I laughed, and then I waved him off. My attention went over to Nesha, who was texting away on her phone, not paying her cousin and me any attention as she smiled from ear to ear. There was a huge rock on her finger because she was now engaged to that fine ass barber, Chris. Nesha’s birthday was yesterday, and when she came in a couple hours ago, that huge rock on her finger was the first thing I saw.

She had the video on her phone of the proposal that Chris had done last night, and the whole time I was watching the video, I found myself cheesing for her and hoping to God that one day I would be blessed with a man who loved me like that. I was happy for Sidnesha because I knew her story. Once she and I actually formed a good relationship, she ended up telling me about some of her past with Billion and the many times

he had cheated. For her to have a man of her own now and be this happy, then yeah, I was happy for her because she deserved it. I laughed as I playfully nudged Roheem, so he could look at his cousin and see what I was looking at.
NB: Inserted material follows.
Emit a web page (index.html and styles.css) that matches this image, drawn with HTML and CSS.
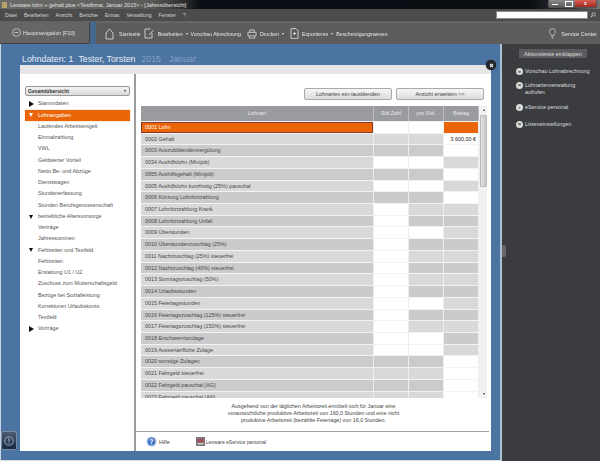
FILE: index.html
```html
<!DOCTYPE html>
<html lang="de">
<head>
<meta charset="utf-8">
<title>Lexware lohn + gehalt plus</title>
<link rel="stylesheet" href="styles.css">
</head>
<body>
<div class="app">
  <header class="titlebar">
    <span class="app-icon"></span>
    <span class="title-text">Lexware lohn + gehalt plus &lt;Testfirma, Januar 2015&gt; - [Jahresübersicht]</span>
    <div class="winbtns"><span class="wb wb-min"></span><span class="wb wb-max"></span><span class="wb wb-close">x</span></div>
  </header>
  <nav class="menubar">
    <span class="m">Datei</span><span class="m">Bearbeiten</span><span class="m">Ansicht</span><span class="m">Berichte</span><span class="m">Extras</span><span class="m">Verwaltung</span><span class="m">Fenster</span><span class="m">?</span>
    <span class="search"></span>
    <svg class="search-ico" width="6" height="6" viewBox="0 0 6 6"><circle cx="3.6" cy="2.4" r="1.7" fill="none" stroke="#ccc" stroke-width=".8"/><path d="M2.4 3.6 .6 5.4" stroke="#ccc"/></svg>
  </nav>
  <div class="toolbar">
    <div class="navbtn">
      <svg width="9" height="9" viewBox="0 0 9 9"><circle cx="4.5" cy="4.5" r="3.9" fill="none" stroke="#ddd" stroke-width=".7"/><path d="M2.6 4.5h3.8" stroke="#ddd" stroke-width=".8"/></svg>
      <span>Hauptnavigation [F10]</span>
    </div>
    <div class="tools">
      <svg class="t-ico" width="9" height="12" viewBox="0 0 9 12"><path d="M1 5 4.5 1 8 5v6H1z" fill="none" stroke="#e4e4e4" stroke-width=".8"/></svg>
      <span class="t t-start">Startseite</span>
      <svg class="t-ico" width="11" height="11" viewBox="0 0 11 11"><path d="M6.5 1H1v9h7V5M5 7l4.5-5" fill="none" stroke="#e4e4e4" stroke-width=".8"/></svg>
      <span class="t">Bearbeiten</span><span class="caret"></span>
      <span class="t t-vor">Vorschau Abrechnung</span>
      <svg class="t-ico" width="10" height="10" viewBox="0 0 11 10"><path d="M3 3V.6h5V3M1 3.2h9V7H1zM2.500 7v2.500h6V7" fill="none" stroke="#e4e4e4" stroke-width=".8"/></svg>
      <span class="t">Drucken</span><span class="caret"></span>
      <svg class="t-ico t-exp" width="9" height="11" viewBox="0 0 9 11"><path d="M1 .6h5l2 2v8H1zM3 5.500h3M4.500 4v3" fill="none" stroke="#e4e4e4" stroke-width=".8"/></svg>
      <span class="t">Exportieren</span><span class="caret"></span>
      <span class="t">Bescheinigungswesen</span>
      <div class="service">
        <svg width="7" height="11" viewBox="0 0 7 11"><path d="M2.200 7.500C1.800 6 .6 5.500.6 3.500a2.900 2.900 0 0 1 5.800 0c0 2-1.200 2.500-1.600 4zM2.300 9h2.400M2.800 10.300h1.400" fill="none" stroke="#ddd" stroke-width=".7"/></svg>
        <span class="t">Service Center</span>
      </div>
    </div>
  </div>
  <main class="main">
    <section class="blue">
      <h1 class="heading"><span>Lohndaten: 1</span><span>Tester, Torsten</span><span class="dim">2015</span><span class="dim">Januar</span></h1>
      <div class="card">
        <div class="strip"></div>
        <div class="card-body">
          <aside class="tree">
            <div class="select"><span>Gesamtübersicht</span><span class="sel-caret"></span></div>
            <ul class="tree-list">
              <li class="top"><i class="tri-r"></i>Stammdaten</li>
              <li class="top active"><i class="tri-d"></i>Lohnangaben</li>
              <li>Laufendes Arbeitsentgelt</li>
              <li>Einmalzahlung</li>
              <li>VWL</li>
              <li>Geldwerter Vorteil</li>
              <li>Netto Be- und Abzüge</li>
              <li>Dienstwagen</li>
              <li>Stundenerfassung</li>
              <li>Stunden Berufsgenossenschaft</li>
              <li class="top"><i class="tri-d"></i>betriebliche Altersvorsorge</li>
              <li>Verträge</li>
              <li>Jahressummen</li>
              <li class="top"><i class="tri-d"></i>Fehlzeiten und Textfeld</li>
              <li>Fehlzeiten</li>
              <li>Erstattung U1 / U2</li>
              <li>Zuschuss zum Mutterschaftsgeld</li>
              <li>Bezüge bei Sozialleistung</li>
              <li>Korrekturen Urlaubskonto</li>
              <li>Textfeld</li>
              <li class="top"><i class="tri-r"></i>Vorträge</li>
            </ul>
          </aside>
          <div class="detail">
            <div class="actions">
              <button class="btn">Lohnarten ein-/ausblenden</button>
              <button class="btn">Ansicht erweitern &gt;&gt;</button>
            </div>
            <div class="tablewrap">
              <div class="table">
                <div class="row head"><div>Lohnart</div><div>Std.Zahl</div><div>pro Std.</div><div>Betrag</div></div>
                <div class="row sel"><div class="name">0001 Lohn</div><div class="w"></div><div class="w"></div><div class="o"></div></div>
                <div class="row"><div class="name">0002 Gehalt</div><div></div><div></div><div class="w amt">3.600,00 €</div></div>
                <div class="row"><div class="name">0003 Auszubildendenvergütung</div><div></div><div></div><div class="w"></div></div>
                <div class="row"><div class="name">0034 Aushilfslohn (Minijob)</div><div class="w"></div><div class="w"></div><div></div></div>
                <div class="row"><div class="name">0955 Aushilfsgehalt (Minijob)</div><div></div><div></div><div class="w"></div></div>
                <div class="row"><div class="name">0005 Aushilfslohn kurzfristig (25%) pauschal</div><div class="w"></div><div class="w"></div><div></div></div>
                <div class="row"><div class="name">0006 Kürzung Lohnfortzahlung</div><div></div><div></div><div class="w"></div></div>
                <div class="row"><div class="name">0007 Lohnfortzahlung Krank</div><div class="w"></div><div></div><div></div></div>
                <div class="row"><div class="name">0008 Lohnfortzahlung Unfall</div><div class="w"></div><div></div><div></div></div>
                <div class="row"><div class="name">0009 Überstunden</div><div class="w"></div><div class="w"></div><div></div></div>
                <div class="row"><div class="name">0010 Überstundenzuschlag (25%)</div><div class="w"></div><div></div><div></div></div>
                <div class="row"><div class="name">0011 Nachtzuschlag (25%) steuerfrei</div><div class="w"></div><div></div><div></div></div>
                <div class="row"><div class="name">0012 Nachtzuschlag (40%) steuerfrei</div><div class="w"></div><div></div><div></div></div>
                <div class="row"><div class="name">0013 Sonntagszuschlag (50%)</div><div class="w"></div><div></div><div></div></div>
                <div class="row"><div class="name">0014 Urlaubsstunden</div><div class="w"></div><div></div><div></div></div>
                <div class="row"><div class="name">0015 Feiertagsstunden</div><div class="w"></div><div class="w"></div><div></div></div>
                <div class="row"><div class="name">0016 Feiertagszuschlag (125%) steuerfrei</div><div class="w"></div><div></div><div></div></div>
                <div class="row"><div class="name">0017 Feiertagszuschlag (150%) steuerfrei</div><div class="w"></div><div></div><div></div></div>
                <div class="row"><div class="name">0018 Erschwerniszulage</div><div class="w"></div><div class="w"></div><div></div></div>
                <div class="row"><div class="name">0019 Aussertarifliche Zulage</div><div class="w"></div><div class="w"></div><div></div></div>
                <div class="row"><div class="name">0020 sonstige Zulagen</div><div></div><div></div><div class="w"></div></div>
                <div class="row"><div class="name">0021 Fahrgeld steuerfrei</div><div></div><div></div><div class="w"></div></div>
                <div class="row"><div class="name">0022 Fahrgeld pauschal (AG)</div><div></div><div></div><div class="w"></div></div>
                <div class="row"><div class="name">0023 Fahrgeld pauschal (AN)</div><div></div><div></div><div class="w"></div></div>
              </div>
              <div class="scrollbar"><span class="arrow-up"></span><span class="thumb"></span><span class="arrow-down"></span></div>
            </div>
            <p class="note">Ausgehend von der täglichen Arbeitszeit ermittelt sich für Januar eine voraussichtliche produktive Arbeitszeit von 160,0 Stunden und eine nicht produktive Arbeitszeit (bezahlte Feiertage) von 16,0 Stunden.</p>
            <footer class="foot">
              <svg class="help" width="11" height="11" viewBox="0 0 11 11"><circle cx="5.500" cy="5.500" r="5.200" fill="#b9cdea"/><circle cx="5.500" cy="5.500" r="3.800" fill="#3f70c4"/><text x="5.500" y="8" font-size="7" text-anchor="middle" fill="#fff" class="help-q">?</text></svg>
              <span class="foot-t">Hilfe</span>
              <svg class="lex" width="9" height="9" viewBox="0 0 9 9"><rect width="9" height="9" fill="#777"/><rect x="1.500" y="2" width="6" height="3" fill="#b04c5a"/><rect x="1.500" y="6" width="6" height="1.500" fill="#ccc"/></svg>
              <span class="foot-t lex-t">Lexware eService personal</span>
            </footer>
          </div>
        </div>
        <span class="close"><svg width="5" height="5" viewBox="0 0 5 5"><path d="M1 1l3 3M4 1 1 4" stroke="#eee" stroke-width="1.100"/></svg></span>
      </div>
      <span class="info"><svg width="10" height="10" viewBox="0 0 10 10"><circle cx="5" cy="5" r="4.300" fill="none" stroke="#ccd" stroke-width=".7"/><path d="M5 2.300v3.300M5 6.600v1.100" stroke="#ccd" stroke-width=".9"/></svg></span>
    </section>
    <aside class="panel">
      <span class="handle"></span>
      <button class="collapse">Aktionsleiste einklappen</button>
      <ul class="links">
        <li><i class="dot">»</i><span>Vorschau Lohnabrechnung</span></li>
        <li class="l2"><i class="dot">×</i><span>Lohnartenverwaltung<br>aufrufen</span></li>
        <li class="l3"><i class="dot">›</i><span>eService personal</span></li>
        <li class="l4"><i class="dot">×</i><span>Listeneinstellungen</span></li>
      </ul>
    </aside>
  </main>
</div>
</body>
</html>
```
FILE: styles.css
```css
* { box-sizing: border-box; }
html, body { margin: 0; padding: 0; background: #3b3c40; }
body { width: 600px; height: 461px; overflow: hidden; font-family: "Liberation Sans", Arial, sans-serif; font-size: 5.4px; color: #444; }
ul { list-style: none; margin: 0; padding: 0; }
.app { width: 600px; height: 461px; display: flex; flex-direction: column; filter: blur(.35px); }

.titlebar { height: 9px; flex: none; display: flex; align-items: center; padding-left: 2px; gap: 3px; color: #d8d8d8; font-size: 5.500px;
  background: linear-gradient(90deg, #6a6a68 0, #5c5c5a 150px, #2c2c2c 185px, #0a0e14 200px, #0a0d12 530px, #3a3d40 575px, #777 600px); }
.app-icon { width: 5px; height: 6px; background: #b7a46a; flex: none; }
.title-text { color: #e0e0e0; }
.winbtns { margin-left: auto; margin-right: 3px; align-self: flex-start; display: flex; height: 8px; border: 1px solid #555; border-top: 0; border-radius: 0 0 2px 2px; }
.wb { display: block; height: 7px; width: 13px; background: linear-gradient(#8b8b8b, #5a5a5a); position: relative; font-size: 5px; line-height: 6px; text-align: center; color: #fff; font-weight: bold; }
.wb-close { width: 21px; background: linear-gradient(#d95f55, #a02a20); }
.wb-min::after { content: ""; position: absolute; left: 3px; bottom: 2px; width: 6px; height: 1px; background: #fff; }
.wb-max::after { content: ""; position: absolute; left: 3px; top: 1px; width: 6px; height: 4px; border: 1px solid #fff; }

.menubar { height: 13px; flex: none; display: flex; align-items: center; padding-left: 5px; background: #4c4c4c; color: #d5d5d5; border-bottom: 1px solid #626262; font-size: 5.100px; gap: 7px; }
.search { width: 92px; height: 8px; background: #fff; margin-left: auto; border: 1px solid #8a8a8a; }
.search-ico { margin: 0 4px 0 -5px; }

.toolbar { height: 22px; flex: none; display: flex; background: #46688f; box-shadow: 0 1px 0 #30343a; position: relative; font-size: 5.150px; }
.navbtn { width: 90px; display: flex; align-items: center; gap: 2px; padding-left: 12px; background: #656567; color: #e2e2e2; border-right: 1px solid #3e3e3e; border-bottom: 1px solid #3e3e3e; border-radius: 0 0 2px 0; font-size: 5.300px; }
.tools { margin-left: 6px; flex: 1; display: flex; align-items: center; background: #5c5c5c; color: #e6e6e6; padding-left: 9px; border-top: 1px solid #686868; }
.t { white-space: nowrap; }
.t-ico { flex: none; }
.t-start { margin: 0 3px 0 5px; }
.t-ico + .t { margin-left: 3px; }
.t-ico + .t-start { margin-left: 5px; }
.caret { width: 0; height: 0; border: 1.500px solid transparent; border-top: 2px solid #e6e6e6; border-bottom: 0; margin: 0 3px 0 3px; }
.t-vor { margin: 0 6px 0 0; }
.t-exp { margin-left: 3px; }
.service { margin-left: auto; margin-right: 3px; display: flex; align-items: center; gap: 5px; font-size: 5.400px; }

.main { flex: 1; min-height: 0; display: flex; }
.blue { width: 502px; flex: none; background: #4b74a2; position: relative; border-left: 1px solid #c8d4e2; border-bottom: 1px solid #d6dee8; border-right: 2px solid #aebfd2; padding: 9px 9px 9px 19px; display: flex; flex-direction: column; }
.heading { margin: 0 0 0 2px; height: 12px; font-weight: normal; font-size: 8.800px; line-height: 12px; color: #e4ecf5; display: flex; gap: 5px; }
.dim { color: #86a1c2; }
.dim:nth-child(3) { margin-left: 1px; }
.dim:nth-child(4) { margin-left: 3px; }
.card { flex: 1; min-height: 0; background: #fff; position: relative; display: flex; flex-direction: column; }
.strip { height: 9px; flex: none; background: #e6e6e6; }
.card-body { flex: 1; min-height: 0; display: flex; }
.close { position: absolute; right: -5px; top: -5px; width: 10px; height: 10px; border-radius: 50%; background: #22262b; display: flex; align-items: center; justify-content: center; box-shadow: 0 0 1px #111; }
.info { position: absolute; left: 0; bottom: 10px; width: 16px; height: 19px; border-radius: 2px; background: linear-gradient(#4c5c70, #142a44); border: 1px solid #7a8ca2; display: flex; align-items: center; justify-content: center; }

.tree { width: 114px; flex: none; padding: 12px 4px 0 5px; }
.select { height: 10px; display: flex; align-items: center; justify-content: space-between; padding: 0 3px 0 2px; border: 1px solid #999; border-radius: 2px; background: linear-gradient(#f4f4f4, #d8d8d8); font-weight: bold; font-size: 5px; color: #333; }
.sel-caret { width: 0; height: 0; border: 1.500px solid transparent; border-top: 2px solid #222; border-bottom: 0; }
.tree-list { margin-top: 2.400px; }
.tree-list li { height: 11.250px; line-height: 11.250px; padding-left: 13px; white-space: nowrap; color: #555; position: relative; }
.tree-list .top { display: flex; align-items: center; padding-left: 4px; gap: 0; }
.tree-list .active { background: #ea6508; color: #fff; box-shadow: 0 0 1px #f0a060; }
.tree-list i { display: block; width: 9px; flex: none; position: relative; height: 6px; }
.tri-r::before { content: ""; position: absolute; left: 0; top: 0; border: 3px solid transparent; border-left: 5px solid #111; border-right: 0; }
.tri-d::before { content: ""; position: absolute; left: 0; top: 1px; border: 2.500px solid transparent; border-top: 4.500px solid #111; border-bottom: 0; }
.active .tri-d::before { border-top-color: #fff; }

.detail { flex: 1; min-width: 0; border-left: 2px solid #9c9c9c; display: flex; flex-direction: column; }
.actions { padding: 14px 7px 0 0; display: flex; justify-content: flex-end; gap: 4px; height: 32px; flex: none; }
.btn { width: 88px; height: 12px; padding: 0; border: 1px solid #aaa; border-radius: 2px; background: linear-gradient(#f6f6f6, #dcdcdc); font: inherit; color: #444; }
.tablewrap { margin-left: 5px; width: 346px; height: 292px; flex: none; display: flex; overflow: hidden; background: #f2f2f2; }
.table { width: 338px; flex: none; }
.row { display: grid; grid-template-columns: 233px 35px 35px 35px; height: 11.720px; padding-bottom: 1px; }
.row > div { background: #cbcbcb; border-right: 1px solid #eee; overflow: hidden; white-space: nowrap; }
.row:nth-child(odd) > div { background: #d9d9d9; }
.row .name { padding-left: 4px; line-height: 10.700px; color: #484848; }
.row > .w, .row:nth-child(odd) > .w { background: #fff; }
.row > .o { background: #ea6508; }
.sel .name, .row.sel:nth-child(odd) .name { background: #ea6508; color: #fff; box-shadow: inset 0 0 0 1px #8a3a30; }
.amt { text-align: right; padding-right: 2px; line-height: 10.700px; color: #222; }
.head { height: 16px; }
.row.head > div { background: #9a9b9e; color: #e8e8e8; text-align: center; line-height: 15px; border-right: 1px solid #bbb; }
.scrollbar { width: 7px; margin-left: 1px; display: flex; flex-direction: column; align-items: center; background: #f2f2f2; position: relative; }
.arrow-up { margin-top: 3px; border: 1.500px solid transparent; border-bottom: 2px solid #333; border-top: 0; }
.thumb { width: 7px; height: 72px; margin-top: 4px; background: linear-gradient(90deg, #e2e2e2, #c6c6c6); border: 1px solid #bbb; border-radius: 1px; }
.arrow-down { margin-top: auto; margin-bottom: 3px; border: 1.500px solid transparent; border-top: 2px solid #333; border-bottom: 0; }
.note { margin: 5px auto 0; width: 186px; text-align: center; line-height: 6.900px; color: #444; font-size: 5.350px; }
.foot { margin-top: auto; height: 20px; display: flex; align-items: center; padding-left: 10px; border-top: 1px solid #a0a0a0; flex: none; margin-right: 2px; }
.help { flex: none; }
.help-q { font-family: "Liberation Sans", sans-serif; font-weight: bold; }
.foot-t { margin-left: 2px; white-space: nowrap; }
.lex-t { margin-left: 1px; font-size: 5px; }
.lex { margin-left: 26px; flex: none; }

.panel { flex: 1; min-width: 0; background: #3b3c40; color: #dcdcdc; position: relative; padding-top: 5px; }
.handle { position: absolute; left: 0; top: 201px; width: 4px; height: 12px; background: #666; border-radius: 0 2px 2px 0; }
.collapse { display: block; margin: 0 0 0 17px; width: 68px; height: 9px; padding: 0; border: 0; background: #5c5c60; font: inherit; color: #dcdcdc; }
.links { margin-top: 9.500px; padding-left: 14px; }
.links li { display: flex; align-items: flex-start; gap: 2px; line-height: 7px; }
.l2 { margin-top: 7px; }
.l3 { margin-top: 8px; }
.l4 { margin-top: 10px; }
.dot { flex: none; display: block; width: 7px; height: 7px; border-radius: 50%; background: #dcdcdc; color: #444; font-style: normal; font-size: 6px; line-height: 6.500px; text-align: center; font-weight: bold; }
```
He burst out laughing too while shaking his head.

“Bitch, this is all the fuckin’ time. That skinny ass nigga is fuckin’ the shit out of her thick ass. This bitch is so sprung off him,” Roheem stated before standing up from the carpeted floor and stretching.

He had finished his last candy bag, and Sidnesha was finished as well, so this was pretty much it for the night. Both of my daughters were in the back room, getting their rest because I knew they were going to party hard tomorrow.

Sidnesha finally wrapped up her text message, and then she stood up as well.

“We’re going to put all this stuff in a box and put it in my car, that way, you won’t have to come out tomorrow, carrying anything heavy. Denim, please, for the sake of Khari tomorrow, just chill. I know you don’t too much care for Normani, but just put that shit to the side for the sake of you waking up from your coma in time to be here to celebrate your daughter’s sixth birthday. You know the circumstances could have been much different, so chill out tomorrow,” Sidnesha told me.

“Ima chill. I won’t even say anything to the skinny bitch,” I said, and Sidnesha shook her head while rolling her eyes.